Um ihre Rechte zu wahren, hätte die Klägerin den Beklagten nicht nur zur Erklärung auffordern müssen, ob er zu seinem Angebot stehen werde. Vielmehr hätte sie - wenn sie den Kalkulationsirrtum für unbeachtlich hielt - dem Beklagten zunächst den Zuschlag auf sein Angebot erteilen müssen, um ihn vertraglich zu binden und eine Grundlage für Schadensersatzansprüche wegen Nichterfüllung zu schaffen. Erst dann hätte sie bei einer Verweigerung der Vertragserfüllung die Rechte aus §§ 5 Nr. 4, 8 Nr. 2 Satz 1 VOB/B geltend machen und einen Dritten beauftragen dürfen.

3. Aber selbst wenn man dem nicht folgen wollte und entgegen der Ansicht des Senates eine vertragliche Bindung zwischen den Parteien nicht als Anspruchsvoraussetzung ansehen wollte, hätte die Klage keinen Erfolg, denn der angebotene Einheitspreis war unangemessen niedrig und die Klägerin kannte den Irrtum des Beklagten.

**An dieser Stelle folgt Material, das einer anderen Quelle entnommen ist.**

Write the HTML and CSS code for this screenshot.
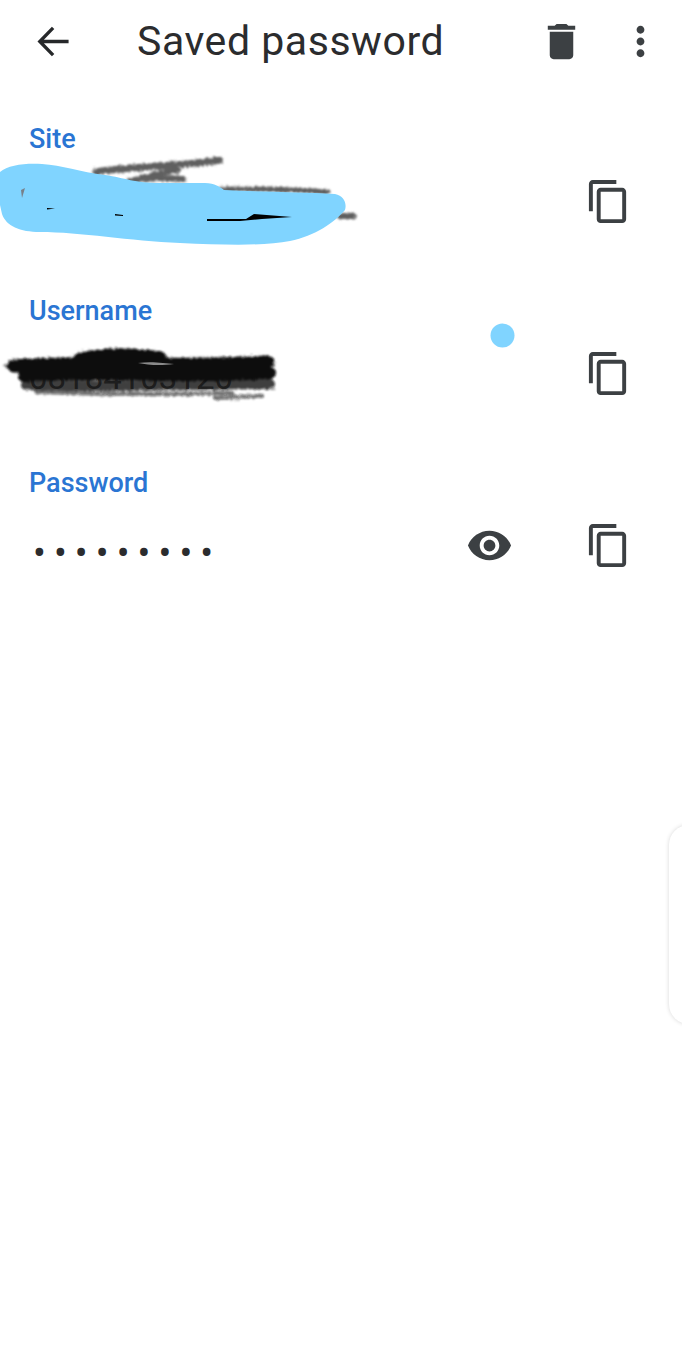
FILE: index.html
```html
<!DOCTYPE html>
<html lang="en">
<head>
<meta charset="utf-8">
<title>Saved password</title>
<link rel="stylesheet" href="styles.css">
</head>
<body>
<div class="page">
  <header class="topbar">
    <button class="icon-btn back" aria-label="Back">
      <svg viewBox="0 0 24 24"><path class="stroke-icon" d="M19.700 12H5.500M11.800 5 5 12l6.800 7"/></svg>
    </button>
    <h1 class="title">Saved password</h1>
    <button class="icon-btn trash" aria-label="Delete">
      <svg viewBox="0 0 24 24"><path d="M6 19c0 1.100.9 2 2 2h8c1.100 0 2-.9 2-2V7H6v12zM19 4h-3.500l-1-1h-5l-1 1H5v2h14V4z"/></svg>
    </button>
    <button class="icon-btn more" aria-label="More options">
      <svg viewBox="0 0 24 24"><path d="M12 8c1.100 0 2-.9 2-2s-.9-2-2-2-2 .9-2 2 .9 2 2 2zm0 2c-1.100 0-2 .9-2 2s.9 2 2 2 2-.9 2-2-.9-2-2-2zm0 6c-1.100 0-2 .9-2 2s.9 2 2 2 2-.9 2-2-.9-2-2-2z"/></svg>
    </button>
  </header>

  <main class="fields">
    <section class="field">
      <div class="label">Site</div>
      <div class="value-row">
        <div class="value"></div>
        <button class="icon-btn copy" aria-label="Copy site">
          <svg viewBox="0 0 24 24"><path d="M16 1H4c-1.100 0-2 .9-2 2v14h2V3h12V1zm3 4H8c-1.100 0-2 .9-2 2v14c0 1.100.9 2 2 2h11c1.100 0 2-.9 2-2V7c0-1.100-.9-2-2-2zm0 16H8V7h11v14z"/></svg>
        </button>
      </div>
    </section>
    <section class="field">
      <div class="label">Username</div>
      <div class="value-row">
        <div class="value username">08184103120</div>
        <button class="icon-btn copy" aria-label="Copy username">
          <svg viewBox="0 0 24 24"><path d="M16 1H4c-1.100 0-2 .9-2 2v14h2V3h12V1zm3 4H8c-1.100 0-2 .9-2 2v14c0 1.100.9 2 2 2h11c1.100 0 2-.9 2-2V7c0-1.100-.9-2-2-2zm0 16H8V7h11v14z"/></svg>
        </button>
      </div>
    </section>
    <section class="field">
      <div class="label">Password</div>
      <div class="value-row">
        <div class="value dots">•••••••••</div>
        <button class="icon-btn eye" aria-label="Show password">
          <svg viewBox="0 0 24 24"><path d="M12 4.500C7 4.500 2.730 7.610 1 12c1.730 4.390 6 7.500 11 7.500s9.270-3.110 11-7.500c-1.730-4.390-6-7.500-11-7.500zM12 17c-2.760 0-5-2.240-5-5s2.240-5 5-5 5 2.240 5 5-2.240 5-5 5zm0-8c-1.660 0-3 1.340-3 3s1.340 3 3 3 3-1.340 3-3-1.340-3-3-3z"/></svg>
        </button>
        <button class="icon-btn copy" aria-label="Copy password">
          <svg viewBox="0 0 24 24"><path d="M16 1H4c-1.100 0-2 .9-2 2v14h2V3h12V1zm3 4H8c-1.100 0-2 .9-2 2v14c0 1.100.9 2 2 2h11c1.100 0 2-.9 2-2V7c0-1.100-.9-2-2-2zm0 16H8V7h11v14z"/></svg>
        </button>
      </div>
    </section>
  </main>

  <svg class="scribbles" viewBox="0 0 682 1351" aria-hidden="true">
    <defs>
      <filter id="rough" x="-10%" y="-40%" width="120%" height="180%">
        <feTurbulence type="fractalNoise" baseFrequency="0.45" numOctaves="2" seed="4"/>
        <feDisplacementMap in="SourceGraphic" scale="5"/>
        <feGaussianBlur stdDeviation="1.100"/>
      </filter>
    </defs>
    <g class="pencil-grey" filter="url(#rough)">
      <path class="g1" d="M96 172 C130 166 180 167 219 160"/>
      <path class="g2" d="M133 181 C150 174 165 172 178 170"/>
      <path class="g2" d="M130 181 C150 177 165 178 183 179"/>
      <path class="g3" d="M222 189 C260 189 300 190 328 192"/>
      <path class="g2" d="M340 216 L353 216"/>
    </g>
    <path class="ink-blue" d="M0 172 C8 165 25 163 42 164 C62 165 80 172 105 175 C125 178 135 183 160 183 L205 183 C215 183 220 187 224 190 C260 192 300 192 335 194 C344 196 347 203 345 210 C335 222 315 236 290 241 C265 246 225 245 180 243 C130 241 80 232 40 232 C20 232 6 226 2 214 L0 205 Z"/>
    <path class="ink-black" d="M207 219 L246 219 L254 214 L292 217 L262 219 L240 221 L207 221 Z"/>
    <path class="ink-black" d="M47 208 L55 208.500 L47 209.500 Z M115 214 L123 215 L123 216 L115 215.500 Z"/>
    <path class="ink-smudge" d="M21 190 L25 188 L22 198 Z"/>
    <g class="pencil-black" filter="url(#rough)">
      <path class="k1" d="M14 366 C80 360 170 368 268 362"/>
      <path class="k1" d="M80 359 C110 353 130 354 160 358"/>
      <path class="k2" d="M24 376 C100 372 190 378 270 373"/>
      <path class="k3" d="M26 385 C100 388 200 384 270 384"/>
      <path class="k4" d="M36 392 C90 394 150 395 232 393"/>
      <path class="k4" d="M215 398 L262 396"/>
      <path class="k4" d="M6 366 L20 365"/>
    </g>
    <path class="glint" d="M138 363 C150 361 165 363 174 364 C160 366 148 365 138 363 Z"/>
    <circle class="ink-blue" cx="502.500" cy="335.500" r="12"/>
  </svg>

  <aside class="edge-panel" aria-hidden="true"></aside>
</div>
</body>
</html>
```

FILE: styles.css
```css
* { box-sizing: border-box; }

html, body {
  margin: 0;
  padding: 0;
  background: #fff;
}

.page {
  position: relative;
  width: 682px;
  height: 1351px;
  overflow: hidden;
  font-family: Roboto, "Liberation Sans", sans-serif;
  color: #2b2c2e;
}

.topbar {
  display: flex;
  align-items: center;
  height: 82px;
  padding-left: 30px;
}

.icon-btn {
  flex: none;
  width: 47px;
  height: 47px;
  padding: 0;
  border: 0;
  background: none;
}

.icon-btn svg {
  display: block;
  width: 100%;
  height: 100%;
  fill: #3c4043;
}

.stroke-icon {
  fill: none;
  stroke: #26282a;
  stroke-width: 1.700;
}

.title {
  margin: 0 0 0 60px;
  width: 401px;
  font-size: 41px;
  font-weight: 400;
  line-height: 47px;
  letter-spacing: 0.55px;
  white-space: nowrap;
}

.trash { margin-right: 32px; }

.fields {
  display: flex;
  flex-direction: column;
  gap: 70px;
  padding: 41px 50px 0 29px;
}

.label {
  height: 32px;
  font-size: 27px;
  font-weight: 500;
  line-height: 32px;
  color: #2a75d3;
}

.value-row {
  display: flex;
  align-items: center;
  height: 47px;
  margin-top: 23px;
}

.value {
  flex: 1;
  font-size: 29px;
  line-height: 47px;
  color: #555;
}

.username {
  padding-top: 8px;
  font-size: 33px;
}

.dots {
  padding: 16px 0 0 4px;
  font-size: 38px;
  letter-spacing: 8.100px;
  color: #2b2c2e;
}

.eye { margin-right: 72px; }

.scribbles {
  position: absolute;
  top: 0;
  left: 0;
  width: 682px;
  height: 1351px;
  pointer-events: none;
}

.ink-blue { fill: #80d4ff; }
.ink-black { fill: #000; }
.ink-smudge { fill: #77808a; }
.glint { fill: #8a8a8a; }

.pencil-grey path,
.pencil-black path {
  fill: none;
  stroke-linecap: round;
}

.pencil-grey path { stroke: #5f5f5f; }
.g1 { stroke-width: 7; }
.g2 { stroke-width: 6; }
.g3 { stroke-width: 5; }

.pencil-black path { stroke: #0d0d0d; }
.k1 { stroke-width: 13; }
.k2 { stroke-width: 12; }
.k3 { stroke-width: 10; opacity: 0.8; }
.k4 { stroke-width: 4; opacity: 0.6; }

.edge-panel {
  position: absolute;
  top: 825px;
  left: 669px;
  width: 40px;
  height: 199px;
  border-radius: 26px;
  background: #fff;
  box-shadow: 0 0 4px rgba(0, 0, 0, 0.16);
}
```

a) Der Bieter hat zwar auch keinen Anspruch darauf, dass der Auftraggeber sein Angebot wegen eines zu niedrigen Preises in der dritten Wertungsstufe, der Preisprüfung gemäß § 25 Nr. 3 Abs. 1, 2 und 3 S. 1 VOB/A, ausscheidet. Denn die Bestimmung in § 25 Nr. 3 Abs. 1 VOB/A dient nicht in erster Linie dem Schutz des Bieters, der ein zu niedriges Angebot abgibt, sondern vor allem dem Schutz des Auftraggebers, der bei Zuschlagserteilung auf ein Unterangebot Gefahr läuft, dass der Auftrag wegen wirtschaftlicher Schwierigkeiten des Auftragnehmers nicht ordnungsgemäß zu Ende geführt wird (vgl. BGH, NJW 1980, 180).

b) Wenn der Auftraggeber aber - wie im vorliegenden Fall - vor der Auftragserteilung durch den Bieter auf den konkreten Kalkulationsfehler hingewiesen wird, so darf er diesen nicht in den Auftrag zwingen (vgl. OLG Nürnberg, NJW-RR 1998, 595). Tut er es trotzdem und verweigert der Bieter daraufhin die Ausführung, so kann er grundsätzlich keinen Schadensersatz wegen der Mehraufwendungen bei Übertragung der Bauleistung an einen anderen Bieter verlangen (vgl. BGH, a.a.O.; OLG Köln, NJW 1985, 1475; Rusam, a.a.O., § 25 VOB/A, Rdn. 42).

c) Dies gilt auch im vorliegenden Fall. Die Klägerin kannte den Kalkulationsirrtum der Beklagten vor der Auftragsvergabe, da sie ausdrücklich darauf hingewiesen hat. Die Klägerin konnte auch ohne Weiteres erkennen, dass der Einheitspreis für die Position 12.03.0012 (Naturschiefer) unangemessen niedrig war. Die Auffälligkeit bestand nicht nur darin, dass das Angebot der Beklagten für Naturschiefer wider Erwarten deutlich niedriger war als der Preis für Kunstschiefer. Vielmehr kommt noch hinzu, dass der angebotene Einheitspreis für Naturschiefer mit 58,40 DM/qm weit (44 %) unter dem Preis von 104,89 DM/qm lag, den die Fa. H. hierfür angeboten hat.

III.

Die Kostenentscheidung ergibt sich aus § 97 Abs. 1 ZPO. Die weiteren Nebenentscheidungen beruhen auf § 26 Nr. 7 und 8 EGZPO i. V. m. §§ 708 Nr. 10, 711, 713 sowie 543, 544 Abs. 1 Satz 1 ZPO.

Die Revision nach § 543 Abs. 2 ZPO war nicht zuzulassen, da die Rechtssache weder grundsätzliche Bedeutung hat noch die Fortbildung des Rechts oder die Sicherung einer einheitlichen Rechtsprechung eine Entscheidung des Revisionsgerichts erfordert.